Pr ROUSSEL : Prise en charge du diabétique : le tournant numérique
Discipline : Métabolisme, Diabète, Nutrition
Date : 09/07/2020
LA PRISE EN CHARGE DES PATIENTS DIABÉTIQUES ÉVOLUE CONSTAMMENT. PENDANT L’ÉPIDÉMIE DE COVID-19,
IL A ENCORE FALLU INNOVER. LE PR RONAN ROUSSEL (ENDOCRINOLOGIE ET MÉTABOLISME, HÔPITAL BICHAT), EXPLIQUE ICI À QUELS OUTILS SON SERVICE A EU RECOURS...
TLM: Vous êtes l’un des initiateurs de l’application CoviDIAB. En quoi consiste-t-elle?
Pr Ronan Roussel : Au départ il s’agissait de créer un outil connecté d’information et d’accompagnement pour répondre à l’anxiété ressentie par les patients diabétiques face à une épidémie qui les concernait tout particulièrement. Les patients inscrits ont accès à une médiathèque, mise à jour quotidiennement sur le diabète dans le contexte Covid, et reçoivent des notifications chaque fois qu’une information utile à leur cas est publiée. En termes d’accompagnement, et grâce à un algorithme élaboré par l’AP-HP, chaque inscrit reçoit sur son smartphone deux fois par semaine des questions personnalisées —« Présentez-vous de la fièvre ? Des difficultés respiratoires ? », etc.— et en fonction de la réponse une recommandation voire une alerte lui sont adressées qui l’orientent vers une téléconsultation, son médecin traitant, le Samu ou les urgences. Si le patient ne suit pas la recommandation, les alertes nous remontent et permettent d’entrer en communication avec lui pour vérifier son état. Enfin, trois fois par semaine, un groupe de professionnels se relayent pour animer une session en live et répondre aux questions des participants.

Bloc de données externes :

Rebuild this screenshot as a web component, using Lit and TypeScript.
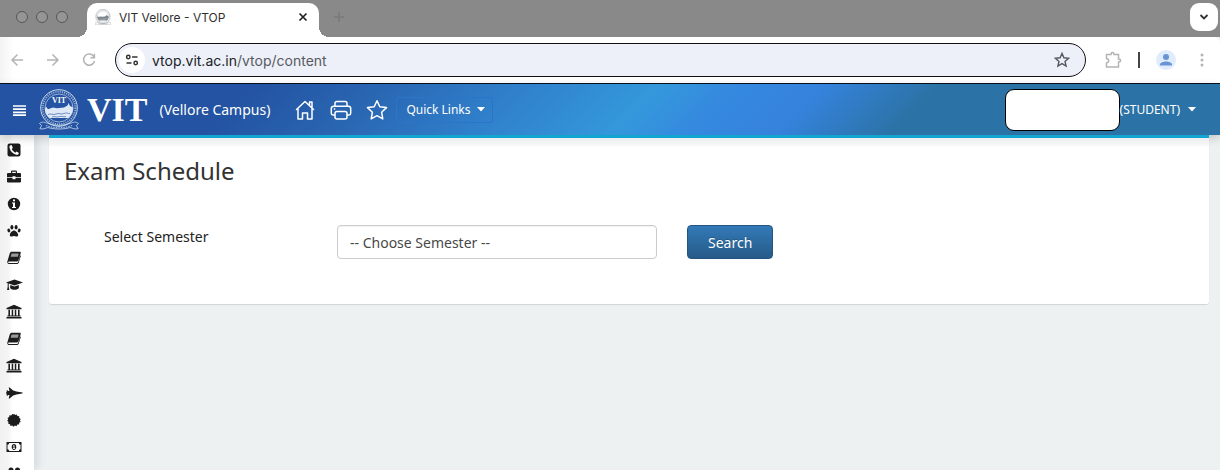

TLM: Quel bilan en tirez-vous ?
Pr Ronan Roussel : En connectant patients et soignants l’application s’est avérée constituer un canal très performant d’information, d’interaction, d’accompagnement, de veille et d’orientation des patients. L’interactivité joue ici un rôle capital : les patients osent poser des questions et chacun bénéficie de celles des autres, à telle enseigne que certains ont confié avoir davantage appris sur le diabète à travers cet outil qu’en plusieurs années de consultation. En termes de communication il s’agit d’un bras de levier considérable puisqu’on peut faire passer des messages simultanément à plusieurs centaines de personnes. Il permet également de mettre en place des sessions de groupe, des formations ou des séminaires interactifs à très large échelle. J’ajoute qu’il peut constituer un outil de recherche puisqu’il permet d’envoyer des questionnaires ciblés à plusieurs patients et d’en avoir le retour. Compte-tenu de la qualité et des performances de cet outil, et à la demande des patients eux-mêmes, nous avons décidé de maintenir ce canal de communication et d’en élargir l’application au-delà du Covid.
TLM : Etiez-vous préparés à l’utilisation d’outils numériques pour faire face au Covid?
Pr Ronan Roussel : Nous usions déjà d’un certain nombre de dispositifs, en particulier de plateformes de télésurveillance. La crise a été l’occasion de donner un coup d’accélérateur. Concernant la téléconsultation et la transmission des données, nous avons utilisé la plateforme ORTIF, de l’Agence régionale de santé. Mais nous avons aussi mis en place, via la plateforme Diabnext, nos propres outils sécurisés de télésurveillance et de télétransmission. Cette plateforme permet d’échanger par mail, d’enclencher des téléconsultations. Grâce à ces outils on peut par exemple aller jusqu’à accompagner à distance l’initiation d’une insulinothérapie — l’infirmière assurant la démonstration du geste —, mais aussi, quasiment au jour le jour sinon de semaine à semaine, l’augmentation progressive des doses.
TLM: Pensez-vous que ces outils sont susceptibles de faire évoluer la prise en charge du diabète ?
Pr Ronan Roussel : Nous sommes résolument partisans de l’utilisation de ces nouvelles technologies. Elles représentent l’avenir, la profession médicale doit s’y engager résolument, d’autant que les patients le réclament. Pour nous il n’y aura pas de retour en arrière. Jadis un service de diabétologie c’était une unité d’hospitalisation, une unité d’hôpital de jour et une autre de consultation. Nous envisageons d’y ajouter une quatrième, de télémédecine, avec ses médecins et ses infirmières. Quelques-uns au départ mais dont le nombre ira en augmentant. Sa mission sera évidemment articulée avec celles des trois autres unités, et les patients circuleront donc entre les quatre.